## What you are asked to do
Below is a listing; write it out exactly and drop any images from it.

__________________________________________________

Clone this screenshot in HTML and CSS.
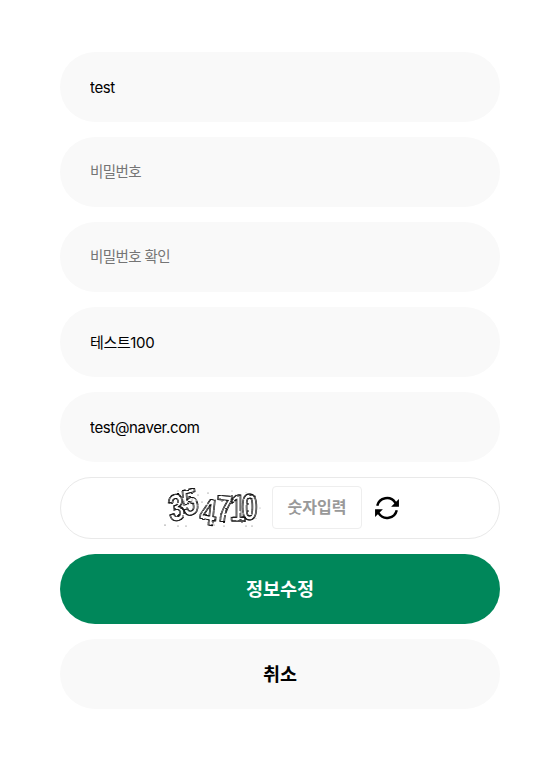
FILE: index.html
```html
<!DOCTYPE html>
<html lang="ko">
<head>
<meta charset="utf-8">
<title>정보수정</title>
<link rel="stylesheet" href="styles.css">
</head>
<body>
<form class="form">
  <input class="field" type="text" value="test">
  <input class="field ko" type="password" placeholder="비밀번호">
  <input class="field ko" type="password" placeholder="비밀번호 확인">
  <input class="field ko" type="text" value="테스트100">
  <input class="field" type="text" value="test@naver.com">
  <div class="captcha">
    <svg class="captcha-img" viewBox="0 0 100 40" width="100" height="40" role="img" aria-label="354710">
      <defs>
        <filter id="rough" x="-5%" y="-5%" width="110%" height="110%">
          <feTurbulence type="fractalNoise" baseFrequency="0.3" numOctaves="2" seed="4" result="n"/>
          <feDisplacementMap in="SourceGraphic" in2="n" scale="2.4" result="d"/>
          <feOffset in="d" dx="1.6" dy="0" result="o"/>
          <feMerge>
            <feMergeNode in="o"/>
            <feMergeNode in="d"/>
          </feMerge>
        </filter>
      </defs>
      <text class="digits" filter="url(#rough)" transform="scale(.85 1.1)" x="9 25 43 63 79 93" y="31 26 32 30 30 29" rotate="-10 -10 8 3 0 0">354710</text>
      <g class="noise">
        <circle cx="16" cy="3" r=".5"/><circle cx="36" cy="7" r=".5"/><circle cx="40" cy="14" r=".5"/><circle cx="3" cy="37" r=".6"/><circle cx="24" cy="38" r=".5"/><circle cx="46" cy="5" r=".5"/><circle cx="62" cy="38" r=".5"/><circle cx="90" cy="38" r=".5"/><circle cx="98" cy="20" r=".4"/><circle cx="52" cy="37" r=".5"/><circle cx="30" cy="12" r=".5"/><circle cx="84" cy="38" r=".5"/><circle cx="16" cy="38" r=".5"/><circle cx="44" cy="20" r=".5"/><circle cx="70" cy="3" r=".4"/><circle cx="8" cy="12" r=".4"/>
      </g>
    </svg>
    <input class="captcha-input" type="text" placeholder="숫자입력">
    <button class="refresh" type="button" aria-label="새로고침">
      <svg viewBox="0 0 24 24" width="26" height="26" fill="none" stroke="#000" stroke-width="2.3">
        <path d="M3 10A9.2 9.2 0 0 1 19.6 7L21.5 9.6"/>
        <path d="M21 14A9.2 9.2 0 0 1 4.4 17L2.5 14.4"/>
        <path class="tip" d="M23 3.6V10.8H15.8Z"/>
        <path class="tip" d="M1 20.4V13.2H8.2Z"/>
      </svg>
    </button>
  </div>
  <button class="btn primary" type="button">정보수정</button>
  <button class="btn secondary" type="button">취소</button>
</form>
</body>
</html>
```
FILE: styles.css
```css
* { box-sizing: border-box; }
html, body { margin: 0; background: #fff; }
body {
  font-family: Inter, "Noto Sans CJK KR", sans-serif;
  color: #000;
}
.form {
  display: flex;
  flex-direction: column;
  gap: 15px;
  width: 440px;
  margin: 0 0 0 60px;
  padding: 52px 0;
}
.field {
  display: block;
  width: 100%;
  height: 70px;
  border: 0;
  outline: 0;
  border-radius: 35px;
  background: #f9f9f9;
  padding: 0 30px;
  font: 400 15px Inter, "Noto Sans CJK KR", sans-serif;
  letter-spacing: -0.35px;
  color: #000;
}
.ko { padding-bottom: 2px; }
.field::placeholder { color: #757575; opacity: 1; font-size: 14.5px; letter-spacing: -0.6px; }
.captcha {
  display: flex;
  align-items: center;
  justify-content: center;
  gap: 10px;
  height: 62px;
  border: 1px solid #e9e9e9;
  border-radius: 31px;
  background: #fff;
}
.captcha-img { display: block; flex: none; }
.digits {
  font: 700 34px "Liberation Sans", sans-serif;
  fill: none;
  stroke: #111;
  stroke-width: .8;
}
.noise circle { fill: #444; }
.captcha-input {
  width: 90px;
  height: 43px;
  margin-top: -1px;
  border: 1px solid #eee;
  border-radius: 4px;
  background: #fff;
  outline: 0;
  text-align: center;
  padding: 0 0 2px;
  font: 700 16px Inter, "Noto Sans CJK KR", sans-serif;
}
.captcha-input::placeholder { color: #999; opacity: 1; }
.refresh {
  display: flex;
  padding: 0;
  margin: -1px -2px 0 2px;
  border: 0;
  background: none;
}
.tip { fill: #000; stroke: none; }
.btn {
  display: block;
  width: 100%;
  height: 70px;
  border: 0;
  border-radius: 35px;
  padding: 0 0 2px;
  font: 700 18.5px Inter, "Noto Sans CJK KR", sans-serif;
  text-align: center;
}
.primary { background: #00875a; color: #fff; }
.secondary { background: #f9f9f9; color: #000; }
```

__________________________________________________

## Final answer
Clone this screenshot in HTML and CSS.
FILE: index.html
```html
<!DOCTYPE html>
<html lang="ko">
<head>
<meta charset="utf-8">
<title>정보수정</title>
<link rel="stylesheet" href="styles.css">
</head>
<body>
<form class="form">
  <input class="field" type="text" value="test">
  <input class="field ko" type="password" placeholder="비밀번호">
  <input class="field ko" type="password" placeholder="비밀번호 확인">
  <input class="field ko" type="text" value="테스트100">
  <input class="field" type="text" value="test@naver.com">
  <div class="captcha">
    <svg class="captcha-img" viewBox="0 0 100 40" width="100" height="40" role="img" aria-label="354710">
      <defs>
        <filter id="rough" x="-5%" y="-5%" width="110%" height="110%">
          <feTurbulence type="fractalNoise" baseFrequency="0.3" numOctaves="2" seed="4" result="n"/>
          <feDisplacementMap in="SourceGraphic" in2="n" scale="2.4" result="d"/>
          <feOffset in="d" dx="1.6" dy="0" result="o"/>
          <feMerge>
            <feMergeNode in="o"/>
            <feMergeNode in="d"/>
          </feMerge>
        </filter>
      </defs>
      <text class="digits" filter="url(#rough)" transform="scale(.85 1.1)" x="9 25 43 63 79 93" y="31 26 32 30 30 29" rotate="-10 -10 8 3 0 0">354710</text>
      <g class="noise">
        <circle cx="16" cy="3" r=".5"/><circle cx="36" cy="7" r=".5"/><circle cx="40" cy="14" r=".5"/><circle cx="3" cy="37" r=".6"/><circle cx="24" cy="38" r=".5"/><circle cx="46" cy="5" r=".5"/><circle cx="62" cy="38" r=".5"/><circle cx="90" cy="38" r=".5"/><circle cx="98" cy="20" r=".4"/><circle cx="52" cy="37" r=".5"/><circle cx="30" cy="12" r=".5"/><circle cx="84" cy="38" r=".5"/><circle cx="16" cy="38" r=".5"/><circle cx="44" cy="20" r=".5"/><circle cx="70" cy="3" r=".4"/><circle cx="8" cy="12" r=".4"/>
      </g>
    </svg>
    <input class="captcha-input" type="text" placeholder="숫자입력">
    <button class="refresh" type="button" aria-label="새로고침">
      <svg viewBox="0 0 24 24" width="26" height="26" fill="none" stroke="#000" stroke-width="2.3">
        <path d="M3 10A9.2 9.2 0 0 1 19.6 7L21.5 9.6"/>
        <path d="M21 14A9.2 9.2 0 0 1 4.4 17L2.5 14.4"/>
        <path class="tip" d="M23 3.6V10.8H15.8Z"/>
        <path class="tip" d="M1 20.4V13.2H8.2Z"/>
      </svg>
    </button>
  </div>
  <button class="btn primary" type="button">정보수정</button>
  <button class="btn secondary" type="button">취소</button>
</form>
</body>
</html>
```
FILE: styles.css
```css
* { box-sizing: border-box; }
html, body { margin: 0; background: #fff; }
body {
  font-family: Inter, "Noto Sans CJK KR", sans-serif;
  color: #000;
}
.form {
  display: flex;
  flex-direction: column;
  gap: 15px;
  width: 440px;
  margin: 0 0 0 60px;
  padding: 52px 0;
}
.field {
  display: block;
  width: 100%;
  height: 70px;
  border: 0;
  outline: 0;
  border-radius: 35px;
  background: #f9f9f9;
  padding: 0 30px;
  font: 400 15px Inter, "Noto Sans CJK KR", sans-serif;
  letter-spacing: -0.35px;
  color: #000;
}
.ko { padding-bottom: 2px; }
.field::placeholder { color: #757575; opacity: 1; font-size: 14.5px; letter-spacing: -0.6px; }
.captcha {
  display: flex;
  align-items: center;
  justify-content: center;
  gap: 10px;
  height: 62px;
  border: 1px solid #e9e9e9;
  border-radius: 31px;
  background: #fff;
}
.captcha-img { display: block; flex: none; }
.digits {
  font: 700 34px "Liberation Sans", sans-serif;
  fill: none;
  stroke: #111;
  stroke-width: .8;
}
.noise circle { fill: #444; }
.captcha-input {
  width: 90px;
  height: 43px;
  margin-top: -1px;
  border: 1px solid #eee;
  border-radius: 4px;
  background: #fff;
  outline: 0;
  text-align: center;
  padding: 0 0 2px;
  font: 700 16px Inter, "Noto Sans CJK KR", sans-serif;
}
.captcha-input::placeholder { color: #999; opacity: 1; }
.refresh {
  display: flex;
  padding: 0;
  margin: -1px -2px 0 2px;
  border: 0;
  background: none;
}
.tip { fill: #000; stroke: none; }
.btn {
  display: block;
  width: 100%;
  height: 70px;
  border: 0;
  border-radius: 35px;
  padding: 0 0 2px;
  font: 700 18.5px Inter, "Noto Sans CJK KR", sans-serif;
  text-align: center;
}
.primary { background: #00875a; color: #fff; }
.secondary { background: #f9f9f9; color: #000; }
```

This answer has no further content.